Coding took place in three rounds and by four coders. First, all four coders each coded the same ten cases and compared and discussed their answers, based on which the codebook was adapted. In round two, each coder coded 25% of the data plus 20% (in total 31 cases) as a second coder. The average Krippendorffs Alpha1 was 0.56 and the average percentage overlap was 92%. All variables (12 variables in total) with a Krippendorffs Alpha <.60 or percentage overlap <.80 were discussed. In round 3, these variables were recoded and a new 20% of overlapping cases were coded. One variable with a Krippendorffs Alpha of 0 was removed because only a few participants mentioned it. The final average Krippendorffs Alpha was 0.7 and the average percentage overlap was 94.1%2 .

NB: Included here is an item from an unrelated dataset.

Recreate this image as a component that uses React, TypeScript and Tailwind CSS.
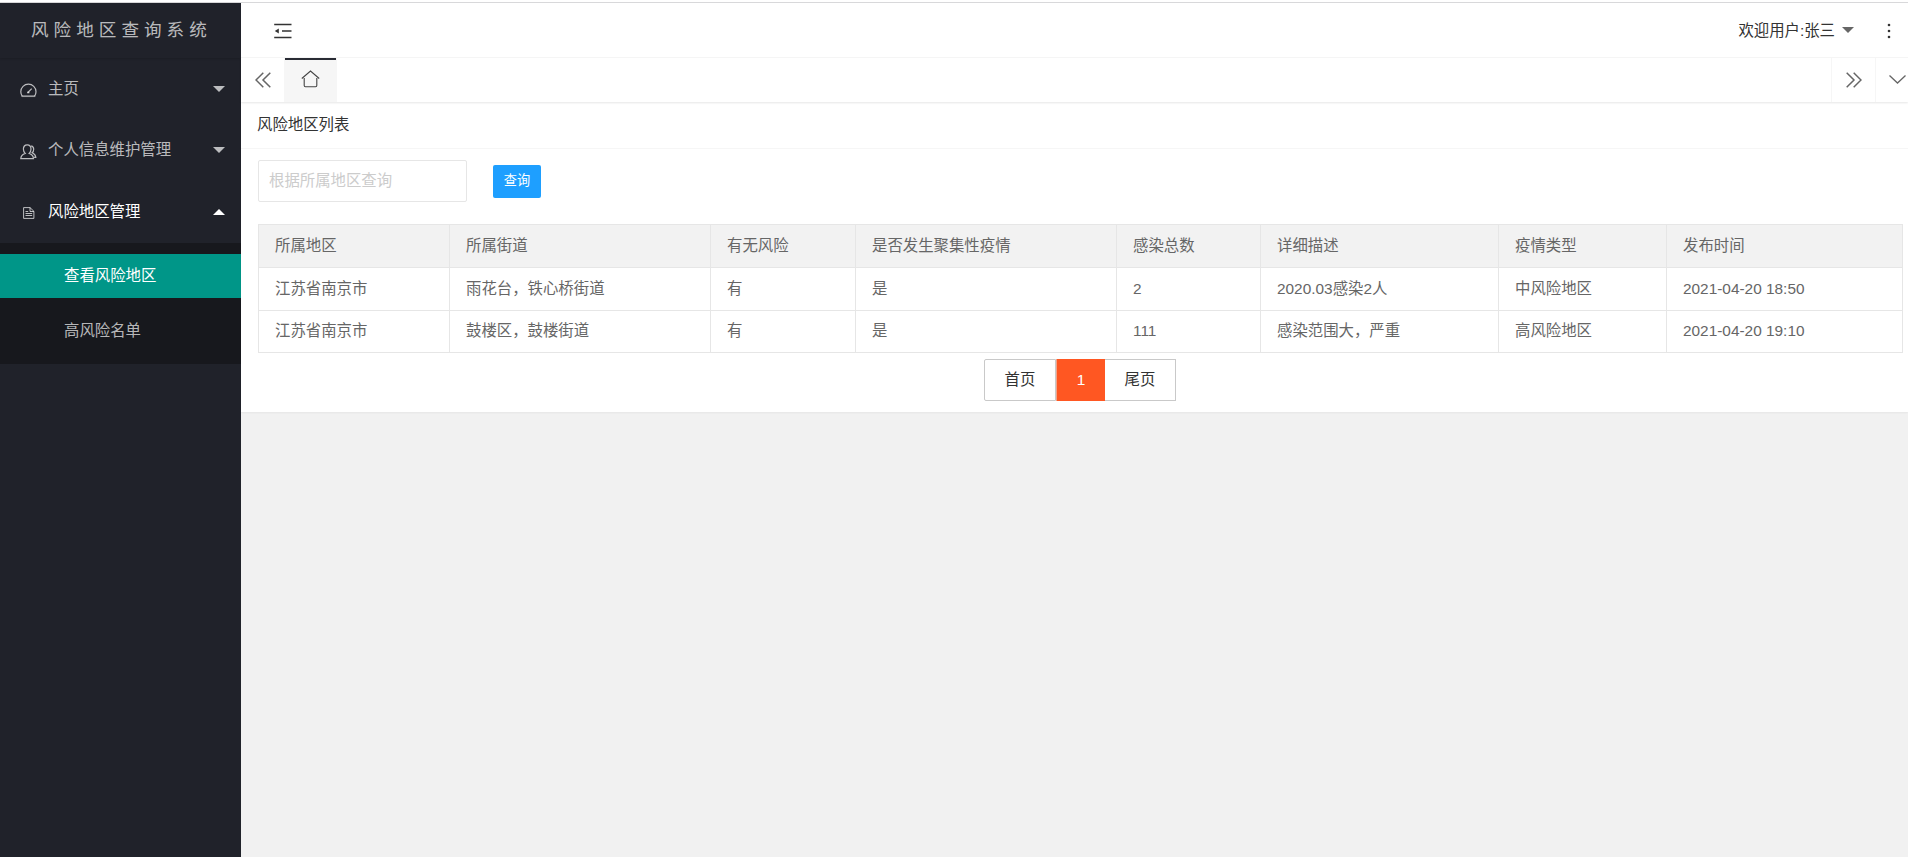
import { useState } from 'react'

interface RiskArea {
  region:  string
  street:  string
  risk:    string
  cluster: string
  total:   string
  detail:  string
  level:   string
  time:    string
}

const COLUMNS = [
  { key: 'region',  title: '所属地区',         width: 'w-[191px]' },
  { key: 'street',  title: '所属街道',         width: 'w-[261px]' },
  { key: 'risk',    title: '有无风险',         width: 'w-[145px]' },
  { key: 'cluster', title: '是否发生聚集性疫情', width: 'w-[261px]' },
  { key: 'total',   title: '感染总数',         width: 'w-[144px]' },
  { key: 'detail',  title: '详细描述',         width: 'w-[238px]' },
  { key: 'level',   title: '疫情类型',         width: 'w-[168px]' },
  { key: 'time',    title: '发布时间',         width: 'w-[236px]' },
] as const

const ROWS: RiskArea[] = [
  { region: '江苏省南京市', street: '雨花台，铁心桥街道', risk: '有', cluster: '是', total: '2',   detail: '2020.03感染2人',   level: '中风险地区', time: '2021-04-20 18:50' },
  { region: '江苏省南京市', street: '鼓楼区，鼓楼街道',   risk: '有', cluster: '是', total: '111', detail: '感染范围大，严重', level: '高风险地区', time: '2021-04-20 19:10' },
]

function Caret({ up = false, className = '' }: { up?: boolean; className?: string }) {
  return (
    <svg width="12" height="6" viewBox="0 0 12 6" className={className} fill="currentColor">
      <path d={up ? 'M0 6 6 0l6 6z' : 'M0 0h12L6 6z'} />
    </svg>
  )
}

function GaugeIcon() {
  return (
    <svg width="17" height="15" viewBox="0 0 17 15" fill="none" stroke="currentColor" strokeWidth="1.2">
      <path d="M2.200 13C1.200 11.700.8 10.300.8 8.800a7.600 7.600 0 0 1 15.200 0c0 1.500-.4 2.900-1.400 4.200" />
      <path d="M1.500 13.200h13.800" strokeWidth="1.700" strokeOpacity=".8" />
      <path d="M7.700 9.600 11.700 5.600" strokeWidth="1.300" />
      <path d="M7.200 9.500h2.200" strokeWidth="1.600" />
    </svg>
  )
}

function UsersIcon() {
  return (
    <svg width="17" height="16" viewBox="0 0 17 16" fill="none" stroke="currentColor" strokeWidth="1.2">
      <path d="M5.200 9.400C4 8.400 3.400 6.800 3.400 5.100 3.400 2.500 5 .9 7.200.9S11 2.500 11 5.100c0 1.700-.6 3.300-1.800 4.300 2.500.8 4.100 2.200 4.300 5.200H.8c.2-3 1.900-4.400 4.400-5.200z" />
      <path d="M11.200 1.800c1.700.5 2.500 1.700 2.500 3.400 0 1.500-.5 2.700-1.500 3.500 2.200.9 3.400 2.300 3.600 4.700h-1.700" />
    </svg>
  )
}

function FileIcon() {
  return (
    <svg width="12" height="12" viewBox="0 0 12 12" fill="none" stroke="currentColor">
      <path d="M.6.600h6.400l3.900 3.700v7.100H.600z" />
      <path d="M7 .600v3.900h3.900M2.500 4.500h2.700M2.500 6.500h6.700M2.500 8.500h6.700" />
    </svg>
  )
}

function ShrinkIcon() {
  return (
    <svg width="18" height="16" viewBox="0 0 18 16" fill="none" stroke="currentColor" strokeWidth="1.700">
      <path d="M.2 1.500h17.300M8 8h9.500M.2 14.500h17.300" />
      <path d="M.8 8 4.800 5.400v5.200z" fill="currentColor" stroke="none" />
    </svg>
  )
}

function HomeIcon() {
  return (
    <svg width="20" height="18" viewBox="0 0 20 18" fill="none" stroke="currentColor" strokeWidth="1.100">
      <path d="M.8 8.500 9.500 1l8.700 7.500M3.200 8v7.500c0 .8.500 1.200 1.200 1.200h10.200c.7 0 1.200-.4 1.200-1.200V8" />
    </svg>
  )
}

function DoubleChevron({ flip = false }: { flip?: boolean }) {
  return (
    <svg width="16" height="16" viewBox="0 0 16 16" fill="none" stroke="currentColor" strokeWidth="1.500">
      <path d={flip ? 'M.7.700 8 8 .7 15.300M7.700.700 15 8l-7.300 7.300' : 'M8.300.700 1 8l7.300 7.300M15.300.700 8 8l7.300 7.300'} />
    </svg>
  )
}

function NavItem({ icon, label, open = false, onClick }: {
  icon: React.ReactNode
  label: string
  open?: boolean
  onClick?: () => void
}) {
  return (
    <button onClick={onClick} className={`flex w-full items-center pr-4 pl-5 ${open ? 'h-[62px] pb-[1px] text-white' : 'h-[61.500px] text-white/70'}`}>
      <span className="flex w-7 items-center pt-[3px] text-white/70">{icon}</span>
      <span className="flex-1 text-left">{label}</span>
      <Caret up={open} />
    </button>
  )
}

function Sidebar() {
  const [open, setOpen] = useState(true)

  return (
    <aside className="w-[241px] shrink-0 bg-[#20222a]">
      <div className="flex h-[55px] items-center pb-[2px] pl-[31px] text-[17.600px] tracking-[5px] whitespace-nowrap text-white/70 shadow-[0_1px_2px_0_rgba(0,0,0,0.15)]">
        风险地区查询系统
      </div>
      <NavItem icon={<GaugeIcon />} label="主页" />
      <NavItem icon={<UsersIcon />} label="个人信息维护管理" />
      <NavItem icon={<span className="pl-[3px]"><FileIcon /></span>} label="风险地区管理" open={open} onClick={() => setOpen(o => !o)} />
      {open && (
        <div className="h-[121px] bg-[#17181d] pt-[11px]">
          <div className="flex h-11 items-center bg-[#009688] pl-16 text-white">查看风险地区</div>
          <div className="mt-[11px] flex h-11 items-center pl-16 text-white/70">高风险名单</div>
        </div>
      )}
    </aside>
  )
}

function TopBar() {
  return (
    <header className="flex h-[55px] items-center border-b border-[#f6f6f6] bg-white pb-[1px] pl-[33px] text-[#333]">
      <div className="pt-[3px]"><ShrinkIcon /></div>
      <div className="ml-auto flex items-center pr-[17px]">
        <span className="pt-[2px]">欢迎用户:张三</span>
        <Caret className="ml-[7px] text-[#666]" />
        <svg width="4" height="16" viewBox="0 0 4 16" className="mt-[3px] ml-[33px]" fill="currentColor">
          <circle cx="2" cy="2" r="1.300" />
          <circle cx="2" cy="8" r="1.300" />
          <circle cx="2" cy="14" r="1.300" />
        </svg>
      </div>
    </header>
  )
}

function TabBar() {
  return (
    <div className="relative flex h-[44px] bg-white text-[#666] shadow-[0_1px_2px_0_rgba(0,0,0,0.1)]">
      <div className="flex w-[43px] items-center pb-[1px] pl-[14px]"><DoubleChevron /></div>
      <div className="flex w-[53px] flex-col items-center bg-[#f6f6f6] text-[#444]">
        <div className="h-[2px] w-[51px] bg-[#292b34]" />
        <div className="pt-[10px]"><HomeIcon /></div>
      </div>
      <div className="ml-auto flex w-[44px] items-center border-l border-[#f6f6f6] pb-[1px] pl-[14px]">
        <DoubleChevron flip />
      </div>
      <div className="flex w-[33px] items-center border-l border-[#f6f6f6] pb-[1px] pl-[13px]">
        <svg width="17" height="9" viewBox="0 0 17 9" fill="none" stroke="currentColor" strokeWidth="1.300">
          <path d="M.5.500 8.500 8l8-7.500" />
        </svg>
      </div>
    </div>
  )
}

function RiskTable() {
  return (
    <table className="w-[1645px] table-fixed border-separate border-spacing-0 border-t border-l border-[#e6e6e6] text-left text-[#666]">
      <thead>
        <tr className="h-[43px] bg-[#f2f2f2]">
          {COLUMNS.map(c => (
            <th key={c.key} className={`${c.width} border-r border-b border-[#e6e6e6] p-0 pl-4 font-normal`}>{c.title}</th>
          ))}
        </tr>
      </thead>
      <tbody>
        {ROWS.map((row, i) => (
          <tr key={row.time} className={i === 0 ? 'h-[43px]' : 'h-[42px]'}>
            {COLUMNS.map(c => (
              <td key={c.key} className="border-r border-b border-[#e6e6e6] p-0 pb-[1px] pl-4">{row[c.key]}</td>
            ))}
          </tr>
        ))}
      </tbody>
    </table>
  )
}

function Pager() {
  return (
    <div className="mt-[6px] ml-[726px] flex h-[42px] w-[192px] text-[#333]">
      <button className="w-[72px] rounded-l-[2px] border border-[#c9c9c9]">首页</button>
      <span className="flex w-[49px] items-center justify-center border-l border-[#f0a58c] bg-[#ff5722] text-white">1</span>
      <button className="w-[71px] border border-l-0 border-[#c9c9c9]">尾页</button>
    </div>
  )
}

export default function App() {
  const [query, setQuery] = useState('')

  return (
    <div className="flex h-[857px] w-[1908px] flex-col overflow-hidden bg-white font-['Liberation_Sans','Noto_Sans_CJK_SC',sans-serif] text-[15.400px] leading-6">
      <div className="h-[3px] shrink-0 border-b border-[#d8d8da]" />
      <div className="flex flex-1">
        <Sidebar />
        <div className="flex-1 bg-[#f1f1f1]">
          <TopBar />
          <TabBar />
          <section className="h-[310px] bg-white shadow-[0_1px_2px_0_rgba(0,0,0,0.05)]">
            <h2 className="flex h-[47px] items-center border-b border-[#f6f6f6] pl-4 text-[#333]">风险地区列表</h2>
            <div className="pt-[11px] pl-[17px]">
              <div className="flex h-[42px] items-center">
                <input
                  value={query}
                  onChange={e => setQuery(e.target.value)}
                  placeholder="根据所属地区查询"
                  className="h-[42px] w-[209px] rounded-[2px] border border-[#e6e6e6] pl-[10px] text-[#333] outline-none placeholder:text-[#ccc]"
                />
                <button className="ml-[26px] h-[33px] w-12 rounded-[2px] bg-[#1e9fff] text-[13.200px] text-white">查询</button>
              </div>
              <div className="pt-[22px]">
                <RiskTable />
                <Pager />
              </div>
            </div>
          </section>
        </div>
      </div>
    </div>
  )
}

For analyses, scores of 0 were defined as system-missing values, and subsequently, chi-squared tests were used to quantify teachers’ discrimination of displays. We considered a significant chi-square test as support that teachers discriminate between gaze displays on that code because it means that the pattern of -1 scores and 1 scores differs between gaze displays and that enough teachers mentioned this code to have the statistical power to detect differences. The average consistency within a code was the percentage of teachers who mentioned the most-mentioned score (either -1 or 1), averaged over the three displays. Consistency ranged between 50% (equal numbers of answers were scored as -1 or 1) to 100% (all answers were scored the same, as either -1 or 1).

The coding process for the perceived promises and pitfalls of gaze displays was similar to that of awareness, interpretation, and enactment. Each of the four coders coded 25% of the data and an additional 31 cases as a second coder (63% of data double coded). The average Krippendorffs Alpha was 0.71 and the percentage overlap was 93%. The three variables with a Krippendorffs Alpha < .60 or a percentage overlap of < .80 were discussed. Two of those were removed because the code was only used four times. The third variable was coded again and all cases were double-coded. However, Krippendorffs Alpha was negative after recoding, and since this code was also quite uncommon, it was dropped too. The final Krippendorffs Alpha thus stayed 0.71 with 93% overlap. Answers to the two questions were originally coded separately for each question, but most codes were combined since teachers reported pitfalls and promises as a response to both questions. See Appendix A for the final codebook.

3. Results

3.1 Awareness phase

3.1.1 Discrimination

Table 2 provides an overview of the frequency of scores per code per display.

Table 2

Frequency of Scores per Code about Awareness

The main differences between the three displays were in the way the respective students looked at the title, paragraph 3, and the image (see Figure 1). These differences were reflected in the remarks of the teachers (see Table 2): They discriminated between the three gaze displays for the title, paragraph 3, the image, and whether or not the student looked at everything, but not for subheading 1, subheading 2, paragraph 2, important words, and rereading. Surprisingly, teachers also discriminated between the three displays for paragraph 1, whereas the displays showed no obvious difference. This seems to be caused by more teachers mentioning paragraph 1 in displays Y and Z versus only a few teachers mentioning paragraph 1 in display X.

3.1.2 Consistency

Figure 2 shows the consistency (averaged over three displays) in each of the ‘awareness’ codes. A high consistency indicates that most teachers expressed observing the same viewing behavior. The three most consistent codes were image, paragraph 2, and title. For each of those, almost 100 % of teachers’ remarks were in the same direction. Variables in which teachers are least consistent were subheadings 1 and 2, and important words.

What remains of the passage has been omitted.